Problem description: Find how many lines of the listing below include the word "that", then report the number by itself.

--------------------------------

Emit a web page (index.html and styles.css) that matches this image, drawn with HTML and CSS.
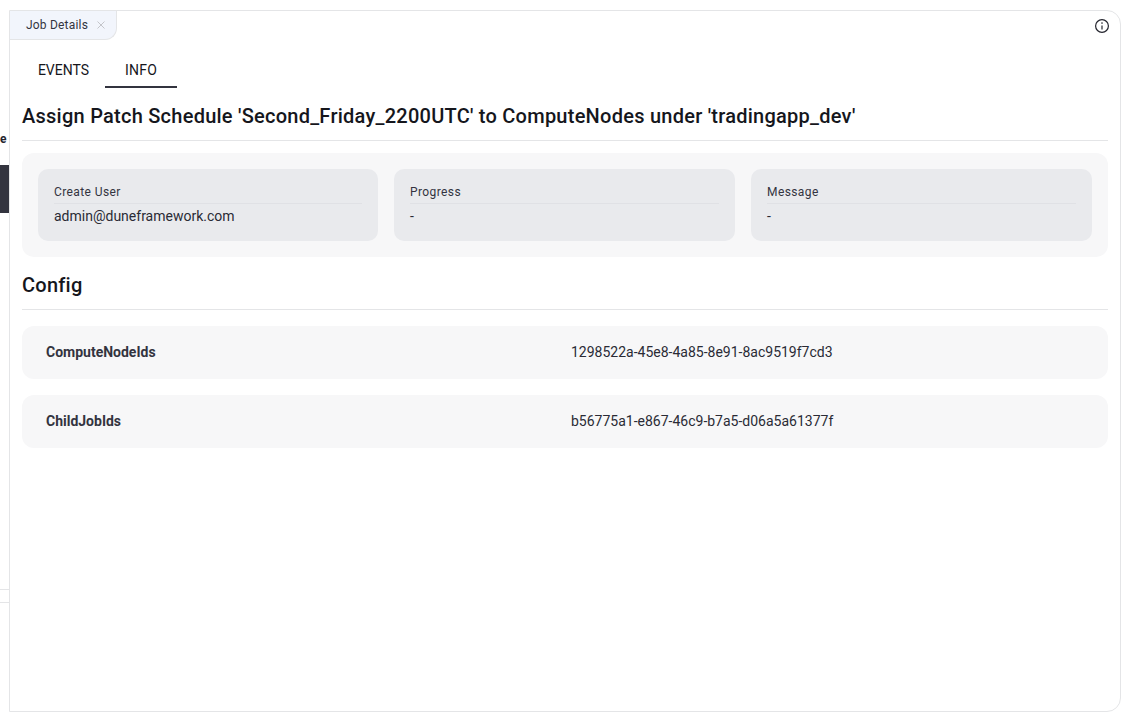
FILE: index.html
```html
<!DOCTYPE html>
<html lang="en">
<head>
  <meta charset="UTF-8" />
  <title>Job Details</title>
  <link rel="stylesheet" href="styles.css">
</head>
<body>
  <aside class="side">
    <div class="side-label">e</div>
    <div class="side-btn"></div>
    <div class="side-rows"></div>
  </aside>

  <main class="panel">
    <div class="panel-top">
      <div class="doc-tab">
        <span>Job Details</span>
        <svg class="tab-close" width="8" height="8" viewBox="0 0 8 8"><path d="M.5.5l7 7M7.5.5l-7 7"/></svg>
      </div>
      <svg class="info-icon" width="16" height="16" viewBox="0 0 16 16">
        <circle cx="8" cy="8" r="6.4"/>
        <path d="M8 7.4v4"/>
        <circle class="dot" cx="8" cy="5.1" r=".8"/>
      </svg>
    </div>

    <nav class="tabs">
      <button class="tab-events">EVENTS</button>
      <button class="tab-info active">INFO</button>
    </nav>

    <section class="content">
      <h2 class="title">Assign Patch Schedule 'Second_Friday_2200UTC' to ComputeNodes under 'tradingapp_dev'</h2>

      <div class="summary">
        <div class="stat">
          <div class="stat-label">Create User</div>
          <div class="stat-value">admin@duneframework.com</div>
        </div>
        <div class="stat">
          <div class="stat-label">Progress</div>
          <div class="stat-value">-</div>
        </div>
        <div class="stat">
          <div class="stat-label">Message</div>
          <div class="stat-value">-</div>
        </div>
      </div>

      <h2 class="title">Config</h2>

      <div class="config-row">
        <div class="config-key">ComputeNodeIds</div>
        <div class="config-value">1298522a-45e8-4a85-8e91-8ac9519f7cd3</div>
      </div>
      <div class="config-row">
        <div class="config-key">ChildJobIds</div>
        <div class="config-value">b56775a1-e867-46c9-b7a5-d06a5a61377f</div>
      </div>
    </section>
  </main>
</body>
</html>
```

FILE: styles.css
```css
:root {
  --line: #e4e5e7;
  --text: #15161c;
  --muted: #33343f;
  --soft: #f7f7f8;
  --card: #e9eaed;
}

* {
  box-sizing: border-box;
  margin: 0;
  padding: 0;
}

body {
  font-family: Roboto, sans-serif;
  background: #fff;
  color: var(--text);
  display: flex;
  height: 722px;
  padding: 10px 12px 10px 0;
  overflow: hidden;
}

.side {
  width: 9px;
  flex: none;
  overflow: hidden;
}

.side-label {
  padding: 121px 3px 0 0;
  font-size: 12px;
  font-weight: 700;
  line-height: 16px;
  text-align: right;
  color: #24252e;
}

.side-btn {
  height: 48px;
  margin-top: 18px;
  background: #33343f;
}

.side-rows {
  height: 14px;
  margin-top: 376px;
  border-top: 1px solid var(--line);
  border-bottom: 1px solid var(--line);
}

.panel {
  flex: 1;
  border: 1px solid var(--line);
  border-radius: 0 14px 14px 0;
  display: flex;
  flex-direction: column;
}

.panel-top {
  display: flex;
  justify-content: space-between;
  align-items: flex-start;
}

.doc-tab {
  width: 107px;
  height: 29px;
  padding-left: 16px;
  display: flex;
  align-items: center;
  gap: 9px;
  font-size: 12px;
  letter-spacing: 0.2px;
  color: #33343f;
  background: #f2f5fc;
  border-right: 1px solid var(--line);
  border-bottom: 1px solid var(--line);
  border-bottom-right-radius: 12px;
}

.tab-close path {
  stroke: #c4c5ca;
  fill: none;
}

.info-icon {
  margin: 7px 10px 0 0;
}

.info-icon circle,
.info-icon path {
  fill: none;
  stroke: #24252e;
  stroke-width: 1.2;
}

.info-icon .dot {
  fill: #24252e;
  stroke: none;
}

.tabs {
  display: flex;
  height: 48px;
  padding-left: 12px;
}

.tabs button {
  height: 48px;
  padding-top: 14px;
  background: transparent;
  border: none;
  border-bottom: 2px solid transparent;
  font-family: inherit;
  font-size: 14px;
  font-weight: 400;
  color: var(--text);
  cursor: pointer;
}

.tab-events {
  width: 83px;
}

.tab-info {
  width: 72px;
  letter-spacing: 0.2px;
}

.tabs button.active {
  border-bottom-color: #33343f;
}

.content {
  padding: 0 12px;
}

.title {
  margin-top: 4px;
  font-size: 20px;
  font-weight: 500;
  line-height: 48px;
  letter-spacing: 0.25px;
  border-bottom: 1px solid var(--line);
}

.summary {
  display: grid;
  grid-template-columns: 340px 1fr 1fr;
  gap: 16px;
  margin-top: 12px;
  padding: 16px;
  background: var(--soft);
  border-radius: 12px;
}

.stat {
  height: 72px;
  padding: 16px 16px 0;
  background: var(--card);
  border-radius: 10px;
}

.stat-label {
  font-size: 12px;
  line-height: 14px;
  letter-spacing: 0.4px;
  color: var(--muted);
  padding-bottom: 4px;
  border-bottom: 1px solid #e0e1e5;
}

.stat-value {
  font-size: 14px;
  line-height: 24px;
  color: #2a2b35;
}

.config-row {
  display: flex;
  align-items: center;
  height: 53px;
  margin-top: 16px;
  padding: 0 0 1px 24px;
  background: var(--soft);
  border-radius: 12px;
  font-size: 14px;
}

.config-key {
  width: 525px;
  font-weight: 700;
  color: var(--muted);
}

.config-value {
  color: #2a2b35;
}
```
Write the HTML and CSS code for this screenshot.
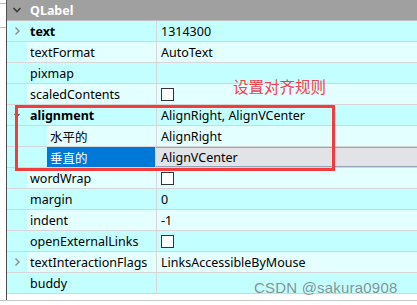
FILE: index.html
```html
<!DOCTYPE html>
<html lang="zh">
<head>
  <meta charset="UTF-8" />
  <title>QLabel properties</title>
  <link rel="stylesheet" href="styles.css">
</head>
<body>

<div class="frame">
  <div class="side"><div class="side-box"></div></div>

  <div class="panel">
    <div class="head">
      <span class="gut"><svg width="10" height="10" viewBox="0 0 10 10"><path d="M1.5 3 L5 6.5 L8.5 3" fill="none" stroke="#3c3c3c" stroke-width="1.6"/></svg></span>
      <span class="head-name">QLabel</span>
    </div>

    <div class="row dark">
      <span class="gut"><svg width="10" height="10" viewBox="0 0 10 10"><path d="M3.5 1.5 L7 5 L3.5 8.5" fill="none" stroke="#8a8a8a" stroke-width="1.4"/></svg></span>
      <span class="name bold">text</span>
      <span class="val">1314300</span>
    </div>
    <div class="row light">
      <span class="gut"></span>
      <span class="name">textFormat</span>
      <span class="val">AutoText</span>
    </div>
    <div class="row dark">
      <span class="gut"></span>
      <span class="name">pixmap</span>
      <span class="val"></span>
    </div>
    <div class="row light">
      <span class="gut"></span>
      <span class="name">scaledContents</span>
      <span class="val"><i class="check"></i></span>
    </div>
    <div class="row dark">
      <span class="gut"><svg width="10" height="10" viewBox="0 0 10 10"><path d="M2.5 4 L5 6.5 L7.5 4" fill="none" stroke="#555" stroke-width="1.3"/></svg></span>
      <span class="name bold">alignment</span>
      <span class="val">AlignRight, AlignVCenter</span>
    </div>
    <div class="row light">
      <span class="gut sub"></span>
      <span class="name">水平的</span>
      <span class="val">AlignRight</span>
    </div>
    <div class="row dark">
      <span class="gut sub"></span>
      <span class="name selected">垂直的</span>
      <span class="val editor">AlignVCenter</span>
    </div>
    <div class="row light">
      <span class="gut"></span>
      <span class="name">wordWrap</span>
      <span class="val"><i class="check"></i></span>
    </div>
    <div class="row dark">
      <span class="gut"></span>
      <span class="name">margin</span>
      <span class="val">0</span>
    </div>
    <div class="row light">
      <span class="gut"></span>
      <span class="name">indent</span>
      <span class="val">-1</span>
    </div>
    <div class="row dark">
      <span class="gut"></span>
      <span class="name">openExternalLinks</span>
      <span class="val"><i class="check"></i></span>
    </div>
    <div class="row light">
      <span class="gut"><svg width="10" height="10" viewBox="0 0 10 10"><path d="M3.5 1.5 L7 5 L3.5 8.5" fill="none" stroke="#8a8a8a" stroke-width="1.4"/></svg></span>
      <span class="name">textInteractionFlags</span>
      <span class="val">LinksAccessibleByMouse</span>
    </div>
    <div class="row dark">
      <span class="gut"></span>
      <span class="name">buddy</span>
      <span class="val"></span>
    </div>
  </div>
</div>

<div class="mark-box"></div>
<div class="mark-text">设置对齐规则</div>
<div class="watermark">CSDN @sakura0908</div>

</body>
</html>
```

FILE: styles.css
```css
body { margin: 0; background: #fff; font-family: "Noto Sans", "Noto Sans CJK SC", sans-serif; font-size: 12.5px; color: #000; width: 417px; height: 305px; overflow: hidden; position: relative; }
.frame { display: flex; height: 300px; border-bottom: 1px solid #c8c8c8; }
.side { width: 6px; border-right: 1px solid #505050; position: relative; }
.side-box { height: 23px; margin-top: 3px; border-top: 1px solid #bbb; border-bottom: 1px solid #bbb; }
.panel { flex: 1; }

.head { display: flex; align-items: center; height: 20px; background: #a0a0a0; border-bottom: 1px solid #c0c0c0; }
.head-name { color: #fff; font-weight: bold; padding-left: 3px; }

.row { display: flex; height: 20px; border-bottom: 1px solid #d6d6d6; }
.row.dark { background: #c4ffff; }
.row.light { background: #e4ffff; }
.gut { width: 20px; flex: none; display: flex; align-items: center; justify-content: center; background: #c4ffff; height: 100%; }
.head .gut { background: transparent; }
.gut.sub { width: 40px; }
.name { flex: 1; display: flex; align-items: center; padding-left: 3px; border-right: 1px solid #d6d6d6; white-space: nowrap; }
.name.bold { font-weight: bold; }
.name.selected { background: #0078d7; color: #fff; }
.val { width: 256px; flex: none; display: flex; align-items: center; padding-left: 4px; white-space: nowrap; }
.val.editor { background: #e1e3e6; border-top: 1px solid #8fa6bd; border-bottom: 1px solid #8fa6bd; height: 18px; margin-top: 0; padding-left: 5px; }

.check { display: block; width: 11px; height: 11px; border: 1px solid #333; background: #fff; }

.mark-box { position: absolute; left: 15px; top: 105px; width: 314px; height: 60px; border: 3px solid #f53b3b; }
.mark-text { position: absolute; left: 233px; top: 75px; font-family: "Noto Sans CJK SC", sans-serif; font-size: 15.5px; color: #f0434f; }
.watermark { position: absolute; left: 254px; top: 279px; font-family: "Liberation Sans", sans-serif; font-size: 15px; color: rgba(110, 110, 110, 0.75); letter-spacing: 0.2px; }
```
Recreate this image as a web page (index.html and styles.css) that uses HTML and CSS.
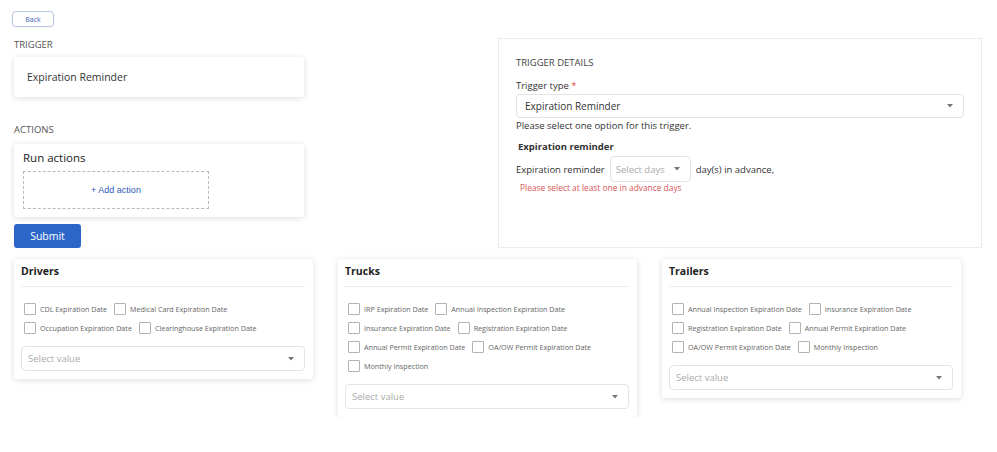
FILE: index.html
```html
<!DOCTYPE html>
<html>
<head>
<meta charset="utf-8">
<link rel="stylesheet" href="styles.css">
</head>
<body>
<div class="page">
  <button class="back">Back</button>
  <div class="top">
    <div class="left">
      <div class="section-label">TRIGGER</div>
      <div class="card trigger-card">Expiration Reminder</div>
      <div class="section-label actions-label">ACTIONS</div>
      <div class="card actions-card">
        <div class="run-title">Run actions</div>
        <div class="add-box">+ Add action</div>
      </div>
      <button class="submit">Submit</button>
    </div>
    <div class="details">
      <div class="details-title">TRIGGER DETAILS</div>
      <div class="field-label">Trigger type <span class="req">*</span></div>
      <div class="select big">
        <span>Expiration Reminder</span>
        <svg class="caret" width="6" height="4" viewBox="0 0 6 4"><path d="M0 0h6L3 3.5z" fill="#777"/></svg>
      </div>
      <div class="hint">Please select one option for this trigger.</div>
      <div class="sub-title">Expiration reminder</div>
      <div class="days-row">
        <span>Expiration reminder</span>
        <div class="select days">
          <span class="ph">Select days</span>
          <svg class="caret" width="6" height="4" viewBox="0 0 6 4"><path d="M0 0h6L3 3.5z" fill="#777"/></svg>
        </div>
        <span>day(s) in advance,</span>
      </div>
      <div class="error">Please select at least one in advance days</div>
    </div>
  </div>
  <div class="groups">
    <div class="card group">
      <div class="group-title">Drivers</div>
      <div class="checks">
        <label class="chk"><span class="box"></span>CDL Expiration Date</label>
        <label class="chk"><span class="box"></span>Medical Card Expiration Date</label>
        <label class="chk"><span class="box"></span>Occupation Expiration Date</label>
        <label class="chk"><span class="box"></span>Clearinghouse Expiration Date</label>
      </div>
      <div class="select value">
        <span class="ph">Select value</span>
        <svg class="caret" width="6" height="4" viewBox="0 0 6 4"><path d="M0 0h6L3 3.5z" fill="#777"/></svg>
      </div>
    </div>
    <div class="card group">
      <div class="group-title">Trucks</div>
      <div class="checks">
        <label class="chk"><span class="box"></span>IRP Expiration Date</label>
        <label class="chk"><span class="box"></span>Annual Inspection Expiration Date</label>
        <label class="chk"><span class="box"></span>Insurance Expiration Date</label>
        <label class="chk"><span class="box"></span>Registration Expiration Date</label>
        <label class="chk"><span class="box"></span>Annual Permit Expiration Date</label>
        <label class="chk"><span class="box"></span>OA/OW Permit Expiration Date</label>
        <label class="chk"><span class="box"></span>Monthly Inspection</label>
      </div>
      <div class="select value">
        <span class="ph">Select value</span>
        <svg class="caret" width="6" height="4" viewBox="0 0 6 4"><path d="M0 0h6L3 3.5z" fill="#777"/></svg>
      </div>
    </div>
    <div class="card group">
      <div class="group-title">Trailers</div>
      <div class="checks">
        <label class="chk"><span class="box"></span>Annual Inspection Expiration Date</label>
        <label class="chk"><span class="box"></span>Insurance Expiration Date</label>
        <label class="chk"><span class="box"></span>Registration Expiration Date</label>
        <label class="chk"><span class="box"></span>Annual Permit Expiration Date</label>
        <label class="chk"><span class="box"></span>OA/OW Permit Expiration Date</label>
        <label class="chk"><span class="box"></span>Monthly Inspection</label>
      </div>
      <div class="select value">
        <span class="ph">Select value</span>
        <svg class="caret" width="6" height="4" viewBox="0 0 6 4"><path d="M0 0h6L3 3.5z" fill="#777"/></svg>
      </div>
    </div>
  </div>
</div>
</body>
</html>
```
FILE: styles.css
```css
* { box-sizing: border-box; }
body {
  margin: 0;
  background: #fff;
  font-family: "Open Sans", "Noto Sans", sans-serif;
  color: #333;
}
.page { padding: 11px 15px 0 14px; }
.back {
  display: block;
  margin-left: -2px;
  width: 42px;
  height: 16px;
  padding: 0;
  background: #fff;
  border: 1px solid #b9c6e4;
  border-radius: 4px;
  box-shadow: 0 1px 2px rgba(0, 0, 0, 0.06);
  font-family: inherit;
  font-size: 7px;
  color: #3b62b5;
}
.top {
  display: grid;
  grid-template-columns: 290px 484px;
  justify-content: space-between;
  margin-top: 11px;
}
.section-label {
  margin-top: 1px;
  height: 18px;
  line-height: 12px;
  font-size: 9.5px;
  color: #555;
}
.card {
  background: #fff;
  border-radius: 3px;
  box-shadow: 0 1px 6px rgba(0, 0, 0, 0.14);
}
.trigger-card {
  height: 40px;
  padding-left: 13px;
  display: flex;
  align-items: center;
  font-size: 10.5px;
  color: #333;
}
.actions-label { margin-top: 27px; }
.actions-label.section-label { height: 20px; }
.actions-card {
  height: 73px;
  padding: 7px 9px;
}
.run-title { font-size: 11.5px; color: #222; line-height: 14px; }
.add-box {
  margin-top: 6px;
  width: 186px;
  height: 38px;
  border: 1px dashed #bbb;
  display: flex;
  align-items: center;
  justify-content: center;
  font-family: "Liberation Sans", Arial, sans-serif;
  font-size: 9px;
  color: #2d5cb8;
}
.submit {
  display: block;
  margin-top: 7px;
  width: 67px;
  height: 24px;
  border: 0;
  border-radius: 3px;
  background: #2d66c9;
  color: #fff;
  font-family: inherit;
  font-size: 10.5px;
  padding: 0;
}
.details {
  border: 1px solid #ececec;
  height: 210px;
  padding: 17px 17px 0 17px;
}
.details-title { font-size: 9.5px; color: #444; line-height: 13px; }
.field-label { margin-top: 11px; font-size: 9.5px; color: #333; line-height: 12px; }
.req { color: #e04848; }
.select {
  display: flex;
  align-items: center;
  justify-content: space-between;
  border: 1px solid #e4e4e4;
  border-radius: 4px;
  background: #fff;
}
.select.big {
  margin-top: 2px;
  height: 24px;
  padding: 0 10px 0 8px;
  font-size: 10px;
  color: #333;
}
.hint { margin-top: 1px; font-size: 9.5px; color: #333; line-height: 14px; }
.sub-title { margin-top: 7px; margin-left: 2px; font-size: 9.5px; font-weight: 700; color: #333; line-height: 13px; }
.days-row {
  margin-top: 3px;
  display: flex;
  align-items: center;
  font-size: 9.5px;
  color: #333;
}
.select.days {
  width: 81px;
  height: 26px;
  margin: 0 5px 0 5px;
  padding: 0 10px 0 5px;
  font-size: 9.5px;
}
.ph { color: #aaa; }
.error {
  margin-top: 0;
  margin-left: 4px;
  font-size: 8.4px;
  color: #d65656;
}
.groups {
  margin-top: 11px;
  display: grid;
  grid-template-columns: repeat(3, 299px);
  column-gap: 25px;
  align-items: start;
}
.group { padding: 5px 8px 8px 7px; }
.group-title {
  font-size: 10.5px;
  font-weight: 700;
  color: #222;
  height: 23px;
  line-height: 14px;
  border-bottom: 1px solid #ebebeb;
}
.checks {
  display: flex;
  flex-wrap: wrap;
  padding: 16px 0 0 3px;
  row-gap: 7px;
  column-gap: 7px;
}
.chk {
  display: flex;
  align-items: center;
  gap: 4px;
  height: 12px;
  font-size: 7.2px;
  color: #666;
  flex: 0 0 auto;
}
.box {
  width: 12px;
  height: 12px;
  border: 1px solid #b3b3b3;
  border-radius: 1px;
  background: #fff;
}
.select.value {
  margin-top: 12px;
  height: 25px;
  padding: 0 10px 0 6px;
  font-size: 9.5px;
}
```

--------------------------------

Full response: 2